Smith chimed in, saying that the classics contain few works by women because women were simply excluded in previous eras. She added, “one of the ways it can be balanced, as well, is by having more women directors,” or fantastic roles for women.
Rilette followed, saying, of some female playwrights of the past, that “classic plays that do exist, the great playwrights that did get produced,” such as “Caryl Churchill”, wrote “feminist” plays that now seem “dated,” meaning they can’t be remounted as easily.
Marks asked if it might take more work to find those plays by women of the past. He referenced Alice Childress’ Trouble in Mind, which Marks had previously praised and which Irene Lewis had pulled out of obscurity to perform first at Baltimore’s CenterStage and later at Arena, and asked the artistic directors if they do not have time to find similar under-produced gems.

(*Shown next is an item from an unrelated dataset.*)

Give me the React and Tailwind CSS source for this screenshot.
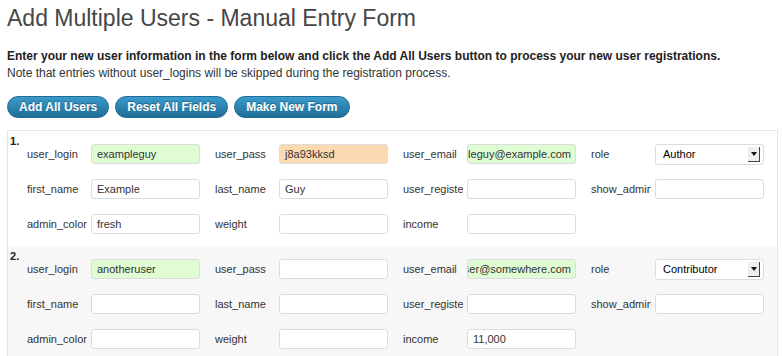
const users = [
  {
    user_login: { value: 'exampleguy', tone: 'ok' },
    user_pass: { value: 'j8a93kksd', tone: 'warn' },
    user_email: { value: 'exampleguy@example.com', tone: 'ok' },
    role: 'Author',
    first_name: 'Example',
    last_name: 'Guy',
    admin_color: 'fresh',
    income: ''
  },
  {
    user_login: { value: 'anotheruser', tone: 'ok' },
    user_pass: { value: '', tone: '' },
    user_email: { value: 'anotheruser@somewhere.com', tone: 'ok' },
    role: 'Contributor',
    first_name: '',
    last_name: '',
    admin_color: '',
    income: '11,000'
  }
];

const tones = {
  ok: 'bg-[#dffcd3]',
  warn: 'bg-[#fdd9b1]',
  '': 'bg-white'
};

function Field({ value = '', tone = '', alignEnd = false }) {
  return (
    <div
      className={`flex h-[20px] w-[109px] shrink-0 items-center overflow-hidden whitespace-nowrap rounded-[3px] border border-[#dcdcdc] text-[11px] text-[#333] ${tones[tone]} ${alignEnd ? 'justify-end pr-[4px]' : 'pl-[5px]'}`}
    >
      {value}
    </div>
  );
}

function Select({ value }) {
  return (
    <div className="flex h-[21px] w-[109px] shrink-0 items-center justify-between rounded-[3px] border border-[#dcdcdc] bg-white pl-[7px] pr-[3px] text-[11px] text-black">
      <span>{value}</span>
      <span className="flex h-[15px] w-[12px] items-center justify-center border-r border-b border-[#444] bg-[#eeeeee]">
        <span className="h-0 w-0 border-x-[3px] border-t-[4px] border-x-transparent border-t-[#111]" />
      </span>
    </div>
  );
}

function Cell({ label, children }) {
  return (
    <div className="flex h-[20px] items-start">
      <div className="mr-[4px] flex h-[20px] w-[60px] shrink-0 items-center overflow-hidden whitespace-nowrap text-[11px] text-[#333]">{label}</div>
      {children}
    </div>
  );
}

function UserRow({ index, user, shaded }) {
  return (
    <div className={`pt-[4px] pb-[12px] ${shaded ? 'bg-[#f7f7f7]' : 'bg-white'}`}>
      <div className="h-[9px] pl-[2px] text-[11px] leading-[12px] font-bold text-[#222]">{index}.</div>
      <div className="grid auto-rows-[20px] grid-cols-[173px_173px_173px_173px] gap-x-[15px] gap-y-[15px] pl-[19px]">
        <Cell label="user_login"><Field {...user.user_login} /></Cell>
        <Cell label="user_pass"><Field {...user.user_pass} /></Cell>
        <Cell label="user_email"><Field {...user.user_email} alignEnd /></Cell>
        <Cell label="role"><Select value={user.role} /></Cell>
        <Cell label="first_name"><Field value={user.first_name} /></Cell>
        <Cell label="last_name"><Field value={user.last_name} /></Cell>
        <Cell label="user_registered"><Field /></Cell>
        <Cell label="show_admin_bar_front"><Field /></Cell>
        <Cell label="admin_color"><Field value={user.admin_color} /></Cell>
        <Cell label="weight"><Field /></Cell>
        <Cell label="income"><Field value={user.income} /></Cell>
      </div>
    </div>
  );
}

const buttons = ['Add All Users', 'Reset All Fields', 'Make New Form'];

export default function App() {
  return (
    <div className="h-[356px] overflow-hidden bg-white pl-[7px] pr-[4px] font-['Liberation_Sans',Arial,sans-serif] text-[#333]">
      <h1 className="pt-[4px] text-[23px] leading-[29px] font-normal text-[#464646]">Add Multiple Users - Manual Entry Form</h1>

      <div className="mt-[15px] text-[12px] leading-[16.5px]">
        <p className="font-bold text-[#222]">
          Enter your new user information in the form below and click the Add All Users button to process your new user registrations.
        </p>
        <p>Note that entries without user_logins will be skipped during the registration process.</p>
      </div>

      <div className="mt-[15px] flex gap-[6px]">
        {buttons.map((label) => (
          <button
            key={label}
            type="button"
            className="h-[22px] rounded-full border border-[#1f6c94] bg-gradient-to-b from-[#3a9bcb] to-[#1f6d97] px-[11px] text-[12px] font-bold text-white [text-shadow:0_-1px_0_rgba(0,0,0,0.3)]"
          >
            {label}
          </button>
        ))}
      </div>

      <div className="mt-[12px] border-x border-t border-[#e6e6e6]">
        {users.map((user, i) => (
          <UserRow key={i} index={i + 1} user={user} shaded={i % 2 === 1} />
        ))}
      </div>
    </div>
  );
}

Tetreault said, “I don’t think a lot of these plays exist,” and added, “I think commissioning is critical.” He talked about how he has sought women playwrights for Ford’s Theater’s Lincoln Legacy project, saying that the community has “got to get works [by women] in the pipeline.”
The Next 15 Years
The notion of the approaching generational shift was raised again, as Rilette said, “There’s going to be a radical shift in the next 15 years or so” as Baby Boomers who founded theatres retire, which will be followed by “a big influx of” women and people of color into leadership positions, changing the dynamic.
Marks asked if white people are overrepresented in theatergoing audiences, considering that, as a portion of the national population, white people are in decline. He said, of the potential problem of plays only appealing to a shrinking number of white people, that “it seems to be, it’s gotta be thought about.”

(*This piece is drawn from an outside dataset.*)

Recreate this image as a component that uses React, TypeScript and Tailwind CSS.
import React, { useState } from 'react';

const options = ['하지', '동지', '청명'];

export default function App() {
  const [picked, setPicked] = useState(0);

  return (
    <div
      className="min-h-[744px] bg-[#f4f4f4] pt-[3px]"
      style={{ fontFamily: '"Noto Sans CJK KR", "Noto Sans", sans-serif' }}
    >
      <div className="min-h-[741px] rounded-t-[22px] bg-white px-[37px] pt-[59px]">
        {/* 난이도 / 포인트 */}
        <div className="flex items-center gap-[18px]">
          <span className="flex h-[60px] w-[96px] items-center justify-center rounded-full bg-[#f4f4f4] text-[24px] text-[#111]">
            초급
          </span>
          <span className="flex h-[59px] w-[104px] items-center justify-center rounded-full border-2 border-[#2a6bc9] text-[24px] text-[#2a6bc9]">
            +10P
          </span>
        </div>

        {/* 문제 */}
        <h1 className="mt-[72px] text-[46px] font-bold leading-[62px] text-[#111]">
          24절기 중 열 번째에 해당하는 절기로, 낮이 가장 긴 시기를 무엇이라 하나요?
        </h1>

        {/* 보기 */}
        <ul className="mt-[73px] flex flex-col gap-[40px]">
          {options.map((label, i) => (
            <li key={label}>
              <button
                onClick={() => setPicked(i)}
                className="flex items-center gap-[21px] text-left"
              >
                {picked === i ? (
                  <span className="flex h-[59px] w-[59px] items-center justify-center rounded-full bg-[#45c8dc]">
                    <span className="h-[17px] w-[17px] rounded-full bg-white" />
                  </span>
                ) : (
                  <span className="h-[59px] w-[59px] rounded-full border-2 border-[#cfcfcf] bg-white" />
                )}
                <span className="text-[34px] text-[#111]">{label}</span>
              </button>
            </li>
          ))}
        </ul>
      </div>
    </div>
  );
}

“Something is happening in this country big picture wise,” said Smith, later. She said that society is going to change in the next 15 years and that people are going to want to be “on the other side of the footlights.”
“I think creativity is just going to keep evolving in really fantastic ways,” she continued. “We’re going to see work that is much more experiential… We’re human things. We want to get away from the computer, away from the box, because it’s a cooler medium. We want to get to something that’s hotter.”

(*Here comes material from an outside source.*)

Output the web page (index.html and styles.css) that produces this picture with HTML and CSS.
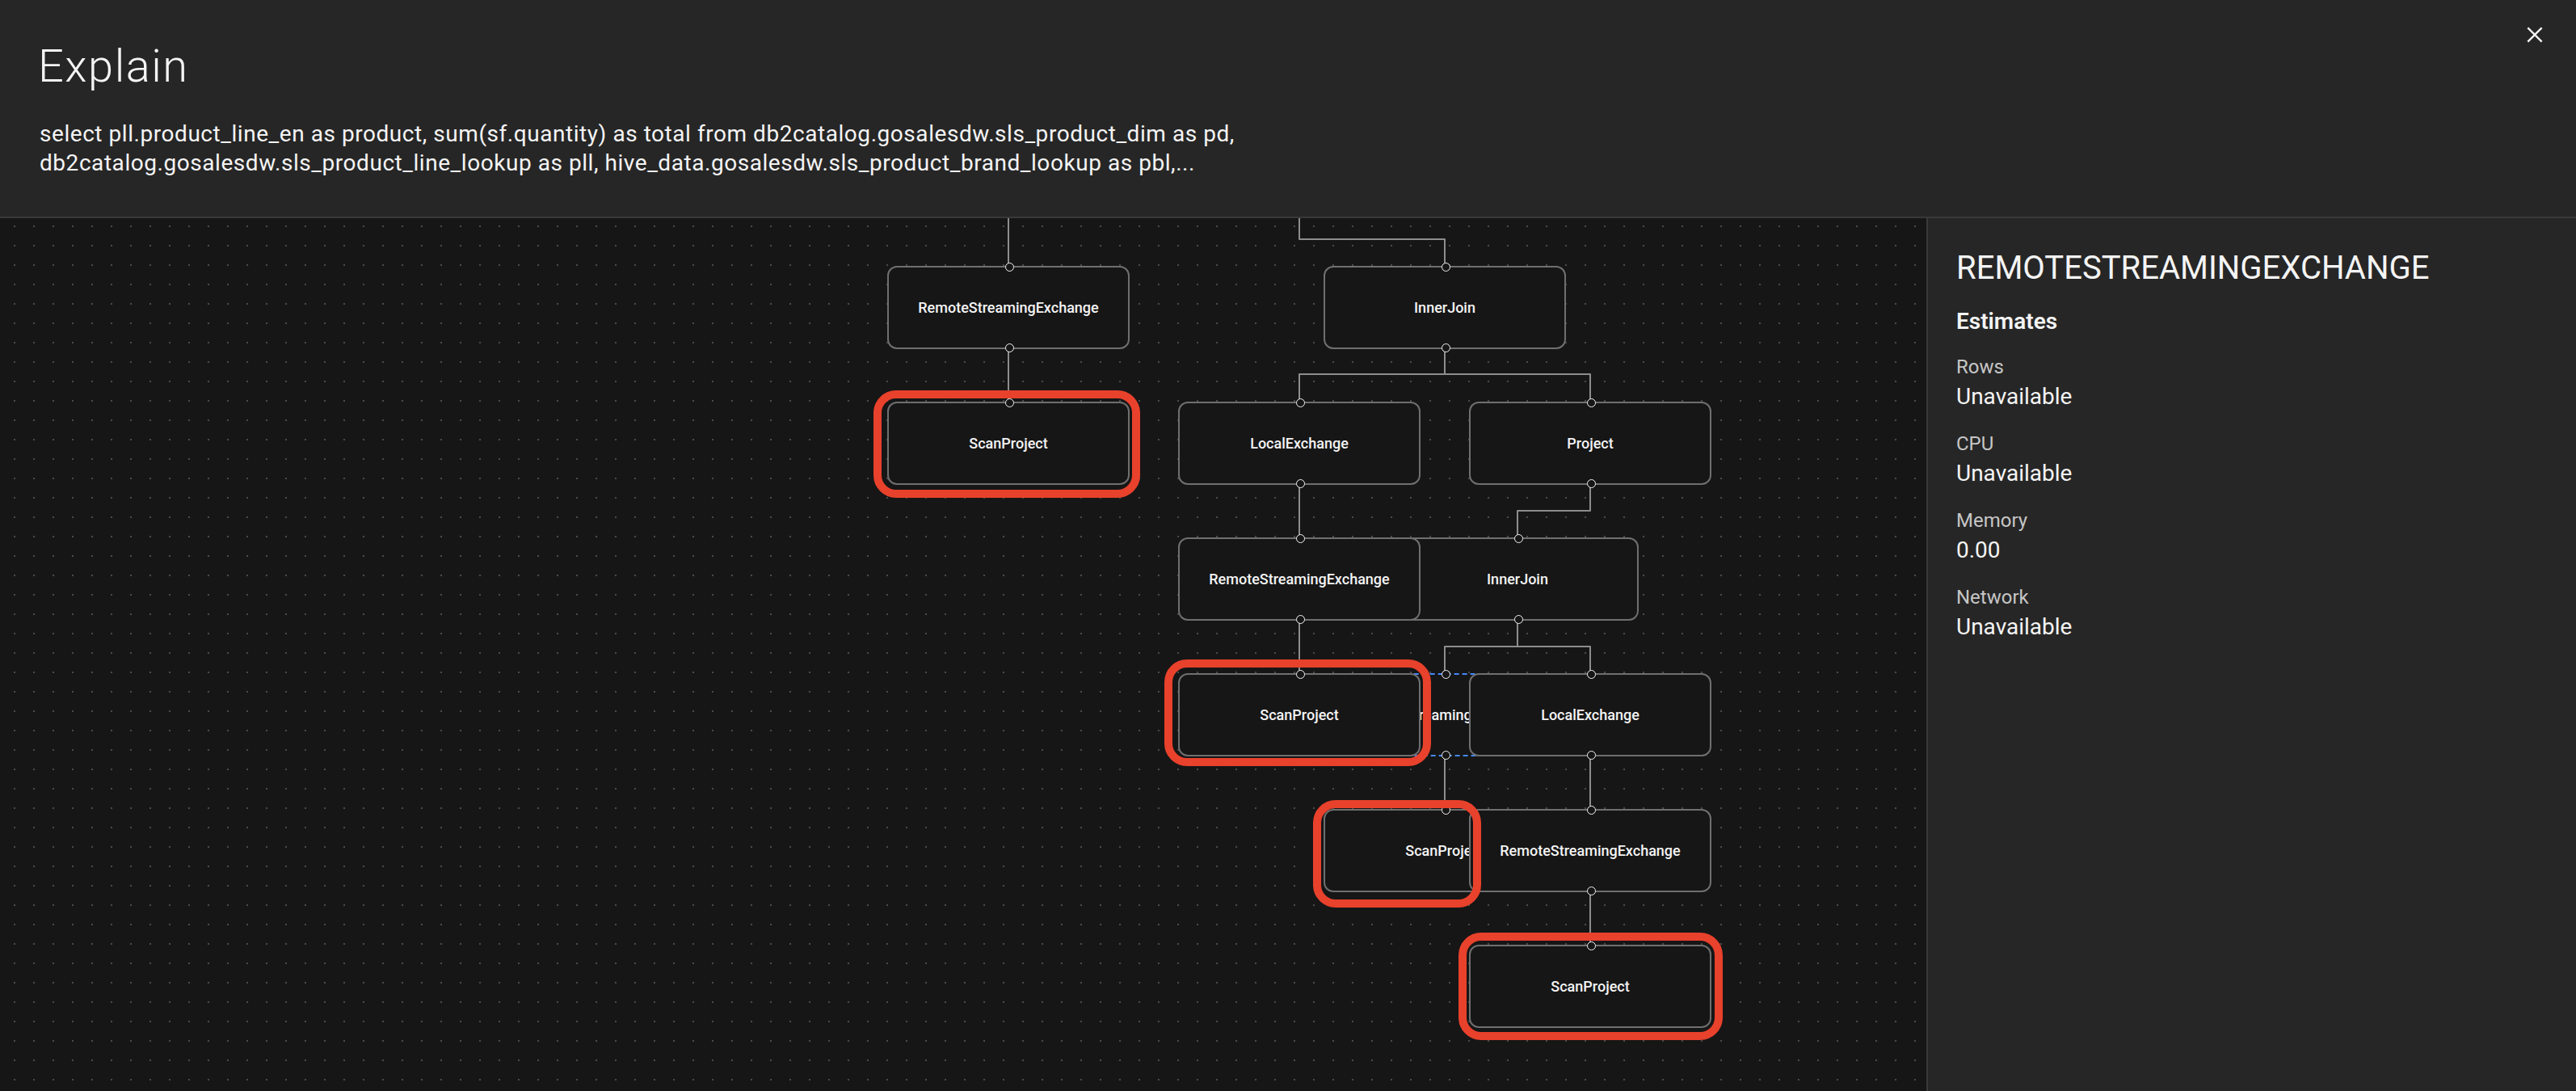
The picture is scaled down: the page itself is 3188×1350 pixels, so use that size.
FILE: index.html
```html
<!DOCTYPE html>
<html lang="en">
<head>
<meta charset="utf-8">
<title>Explain</title>
<link rel="stylesheet" href="styles.css">
</head>
<body>
<div class="modal">
  <header class="modal-header">
    <h1 class="modal-title">Explain</h1>
    <p class="query">
      <span class="query-line">select pll.product_line_en as product, sum(sf.quantity) as total from db2catalog.gosalesdw.sls_product_dim as pd,</span>
      <span class="query-line">db2catalog.gosalesdw.sls_product_line_lookup as pll, hive_data.gosalesdw.sls_product_brand_lookup as pbl,...</span>
    </p>
    <button class="close" aria-label="Close">
      <svg viewBox="0 0 32 32" aria-hidden="true"><path d="M24 9.4L22.6 8 16 14.6 9.4 8 8 9.4 14.6 16 8 22.6 9.4 24 16 17.4 22.6 24 24 22.6 17.4 16 24 9.4z"/></svg>
    </button>
  </header>
  <div class="modal-body">
    <section class="canvas">
      <svg class="edges" width="2384" height="1080" viewBox="0 0 2384 1080" aria-hidden="true">
        <path d="M1248 0 V59"/>
        <path d="M1608 0 V26 H1788 V59"/>
        <path d="M1248 162 V227"/>
        <path d="M1788 162 V193"/>
        <path d="M1608 227 V193 H1968 V227"/>
        <path d="M1608 330 V395"/>
        <path d="M1968 330 V362 H1878 V395"/>
        <path d="M1608 498 V563"/>
        <path d="M1878 498 V530"/>
        <path d="M1788 563 V530 H1968 V563"/>
        <path d="M1788 666 V731"/>
        <path d="M1968 666 V731"/>
        <path d="M1968 834 V899"/>
      </svg>

      <div class="node" style="left:1098px;top:59px">RemoteStreamingExchange</div>
      <div class="node" style="left:1638px;top:59px">InnerJoin</div>

      <div class="node node-leaf" style="left:1098px;top:227px">ScanProject</div>
      <div class="node" style="left:1458px;top:227px">LocalExchange</div>
      <div class="node" style="left:1818px;top:227px">Project</div>

      <div class="node" style="left:1728px;top:395px">InnerJoin</div>
      <div class="node" style="left:1458px;top:395px">RemoteStreamingExchange</div>

      <div class="node node-selected" style="left:1638px;top:563px">RemoteStreamingExchange</div>
      <div class="node node-leaf" style="left:1458px;top:563px">ScanProject</div>
      <div class="node" style="left:1818px;top:563px">LocalExchange</div>

      <div class="node node-leaf" style="left:1638px;top:731px">ScanProject</div>
      <div class="node" style="left:1818px;top:731px">RemoteStreamingExchange</div>

      <div class="node node-leaf" style="left:1818px;top:899px">ScanProject</div>

      <div class="ring" style="left:1081px;top:213px;width:330px;height:133px"></div>
      <div class="ring" style="left:1441px;top:546px;width:330px;height:132px"></div>
      <div class="ring" style="left:1625px;top:720px;width:208px;height:133px"></div>
      <div class="ring" style="left:1805px;top:884px;width:327px;height:133px"></div>
    </section>

    <aside class="panel">
      <h2 class="panel-title">REMOTESTREAMINGEXCHANGE</h2>
      <h3 class="panel-subtitle">Estimates</h3>
      <dl class="stats">
        <div class="stat">
          <dt class="stat-label">Rows</dt>
          <dd class="stat-value">Unavailable</dd>
        </div>
        <div class="stat">
          <dt class="stat-label">CPU</dt>
          <dd class="stat-value">Unavailable</dd>
        </div>
        <div class="stat">
          <dt class="stat-label">Memory</dt>
          <dd class="stat-value">0.00</dd>
        </div>
        <div class="stat">
          <dt class="stat-label">Network</dt>
          <dd class="stat-value">Unavailable</dd>
        </div>
      </dl>
    </aside>
  </div>
</div>
</body>
</html>
```

FILE: styles.css
```css
* {
  box-sizing: border-box;
}

html,
body {
  margin: 0;
  padding: 0;
}

body {
  width: 3188px;
  height: 1350px;
  overflow: hidden;
  background: #161616;
  color: #f4f4f4;
  font-family: Roboto, "Liberation Sans", Arial, sans-serif;
}

.modal {
  display: flex;
  flex-direction: column;
  height: 1350px;
}

/* Header */
.modal-header {
  position: relative;
  flex: none;
  height: 270px;
  padding: 46px 0 0 49px;
  background: #262626;
  border-bottom: 2px solid #393939;
}

.modal-title {
  margin: 0 0 0 -2px;
  font-size: 56px;
  line-height: 72px;
  font-weight: 300;
  letter-spacing: 1.5px;
  color: #f4f4f4;
}

.query {
  margin: 30px 0 0;
  font-size: 28px;
  line-height: 36px;
  font-weight: 400;
  letter-spacing: 0.55px;
  color: #f4f4f4;
}

.query-line {
  display: block;
  white-space: nowrap;
}

.close {
  position: absolute;
  top: 24px;
  right: 32px;
  width: 38px;
  height: 38px;
  padding: 0;
  border: 0;
  background: none;
  color: #f4f4f4;
  cursor: pointer;
}

.close svg {
  display: block;
  width: 38px;
  height: 38px;
  fill: currentColor;
}

/* Body */
.modal-body {
  flex: 1;
  display: flex;
  min-height: 0;
}

.canvas {
  position: relative;
  flex: 1;
  overflow: hidden;
  background-color: #161616;
  background-image: radial-gradient(circle, #4a4a4a 1px, transparent 1.6px);
  background-size: 24px 24px;
  background-position: 6px -2px;
}

.edges {
  position: absolute;
  left: 0;
  top: 0;
  pointer-events: none;
}

.edges path {
  fill: none;
  stroke: #8d8d8d;
  stroke-width: 2;
  stroke-linejoin: round;
}

.node {
  position: absolute;
  width: 300px;
  height: 103px;
  display: flex;
  align-items: center;
  justify-content: center;
  background: #161616;
  border: 2px solid #6f6f6f;
  border-radius: 12px;
  font-size: 18px;
  font-weight: 500;
  color: #f4f4f4;
  white-space: nowrap;
}

.node::before,
.node::after {
  content: "";
  position: absolute;
  left: 50%;
  width: 9px;
  height: 9px;
  margin-left: -4.5px;
  border: 1.5px solid #f4f4f4;
  border-radius: 50%;
  background: #161616;
}

.node::before {
  top: -6px;
}

.node::after {
  bottom: -6px;
}

.node-leaf::after {
  content: none;
}

.node-selected {
  border: 2px dashed #4589ff;
}

.ring {
  position: absolute;
  border: 10px solid #e8412c;
  border-radius: 28px;
  pointer-events: none;
}

/* Side panel */
.panel {
  flex: none;
  width: 804px;
  padding: 36px 32px 0 35px;
  background: #262626;
  border-left: 2px solid #393939;
}

.panel-title {
  margin: 0;
  font-size: 40px;
  line-height: 52px;
  font-weight: 400;
  color: #f4f4f4;
}

.panel-subtitle {
  margin: 22px 0 0;
  font-size: 28px;
  line-height: 36px;
  font-weight: 600;
  color: #f4f4f4;
}

.stats {
  margin: 22px 0 0;
}

.stat {
  margin-bottom: 24px;
}

.stat-label {
  font-size: 24px;
  line-height: 32px;
  color: #c6c6c6;
}

.stat-value {
  margin: 3px 0 0;
  font-size: 28px;
  line-height: 36px;
  color: #f4f4f4;
}
```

The Cooperative and Welcoming DC Scene
At one point, after recognizing that frequent Synetic actor Dan Istrate is currently appearing in Arena’s Mother Courage, Marks considered how the theatre producers in town talk to each other in order to make connections like that. He mentioned that theatre producers from other cities, when told about the collaboration behind the Women’s Voices Theatre Festival, wished they had as much inter-theatre communication as DC ones do.
Along similar lines, Schaeffer said at a different point, “The audiences in Washington are fantastic because they’re smart and they’re supportive and because while every show may not hit it out of the ballpark, they appreciate what you’re trying to do,” and went on to describe how the writers for Signature’s upcoming show Beaches (opening this week) feel very safe in DC trying out their new work.
Marks asked how the artistic directors manage their cooperation, considering they are, in a sense, competitors.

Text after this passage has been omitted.